不妨试试对CSDN的网站进行爬虫,因为下载的资源都会保存至以url命名的文件夹中,所以执行命令【wget -r www.csdn.net】后也不需担心各种文件下载后会和其他文件混乱。
执行完后,我们发现只下载了两个文件,其中有一个名称为robot.txt的文件,说明CSDN网站存在反爬虫的机制,毕竟是商业大站,我认怂...
我们试试爬一些小站,比如说北京某知名高校的官网(在这里温馨提示一下,不要乱搞,你如果没爬出问题还好,爬出问题来了,惹祸了,小心高校到时候给你发律师函,所以不要持续地爬,试试就行了)。
执行命令【wget -r www.tsinghua.edu.cn】,然后我们可以看到cmd窗口一直在滚动,说明这个网站没有反爬虫机制。
但是出于不想太“刑”的考量,我还是按下ctrl+c键停止了爬虫,下载到的资源文件如下图所示。
四、对Cmd命令的小结和反思
在上面用wget命令对参数-i进行实验时,我发现执行命令【wget -i=url.txt】会找不到文件。
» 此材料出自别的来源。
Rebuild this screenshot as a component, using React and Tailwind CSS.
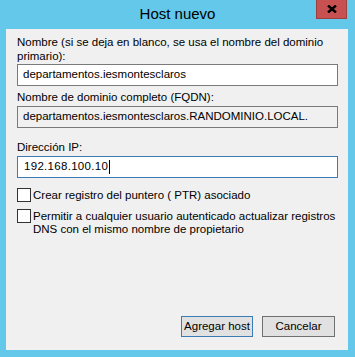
export default function App() {
  const font = { fontFamily: '"Liberation Sans", Arial, sans-serif' };
  return (
    <div className="w-[355px] h-[357px] bg-[#63c8ea] flex flex-col text-black" style={font}>
      <div className="relative h-[29px] shrink-0 flex items-center justify-center">
        <span className="text-[15px] leading-none mt-[-2px]">Host nuevo</span>
        <div className="absolute left-[316px] top-0 w-[31px] h-[19px] bg-[#c75050] border border-t-0 border-[#9b3f3f] flex items-center justify-center">
          <svg width="10" height="8" viewBox="0 0 10 8">
            <path d="M1 0.5 L9 7.5 M9 0.5 L1 7.5" stroke="#000" strokeWidth="2.4" />
          </svg>
        </div>
      </div>
      <div className="ml-[6px] mr-[7px] h-[321px] bg-[#f0f0f0] flex flex-col pl-[11px] pr-[10px] text-[11.5px]">
        <div className="mt-[6px] leading-[14px] whitespace-nowrap">
          Nombre (si se deja en blanco, se usa el nombre del dominio
          <br />
          primario):
        </div>
        <div className="mt-[1px] h-[22px] bg-white border border-[#7a7a7a] flex items-center pl-[5px]">
          departamentos.iesmontesclaros
        </div>
        <div className="mt-[4px] leading-[14px]">Nombre de dominio completo (FQDN):</div>
        <div className="mt-[2px] h-[22px] bg-[#f0f0f0] border border-[#7a7a7a] flex items-center pl-[5px]">
          departamentos.iesmontesclaros.RANDOMINIO.LOCAL.
        </div>
        <div className="mt-[12px] leading-[14px]">Dirección IP:</div>
        <div className="mt-[2px] h-[22px] bg-white border border-[#3b7cb4] flex items-center pl-[6px]">
          <span className="tracking-[0.3px]">192.168.100.10</span>
          <span className="w-px h-[14px] bg-black ml-[1px]" />
        </div>
        <div className="mt-[10px] flex items-start">
          <div className="w-[14px] h-[14px] bg-white border border-[#333] shrink-0" />
          <span className="ml-[2px] leading-[14px] whitespace-nowrap">Crear registro del puntero ( PTR) asociado</span>
        </div>
        <div className="mt-[7px] flex items-start">
          <div className="w-[14px] h-[14px] bg-white border border-[#333] shrink-0" />
          <span className="ml-[2px] leading-[13px] mt-[1px] whitespace-nowrap">
            Permitir a cualquier usuario autenticado actualizar registros
            <br />
            DNS con el mismo nombre de propietario
          </span>
        </div>
        <div className="flex-1" />
        <div className="flex justify-end gap-[9px] mb-[13px] pr-[3px]">
          <button className="w-[72px] h-[21px] bg-[#e1e1e1] border border-[#3b7cb4] text-[11.5px] leading-none whitespace-nowrap" style={font}>
            Agregar host
          </button>
          <button className="w-[73px] h-[21px] bg-[#e1e1e1] border border-[#707070] text-[11.5px] leading-none whitespace-nowrap" style={font}>
            Cancelar
          </button>
        </div>
      </div>
      <div className="flex-1" />
    </div>
  );
}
而后,经过一段时间,我看了网上其他文章对这种参数有简版、也有长版形式的情况,参数值最好是与参数用空格隔开。
因为对于简版形式,参数和参数值不能用等号隔开,但是可以用空格隔开;而对于长版形式,参数和参数值之间可以用等号或者空格隔开。
如果采用了不合适的语法,就会导致参数值被错误地赋予给参数。
比如执行命令【wget -o=log.txt www.baidu.com】后,生成的日志文件名称不叫“log.txt”,而叫“=log.txt”。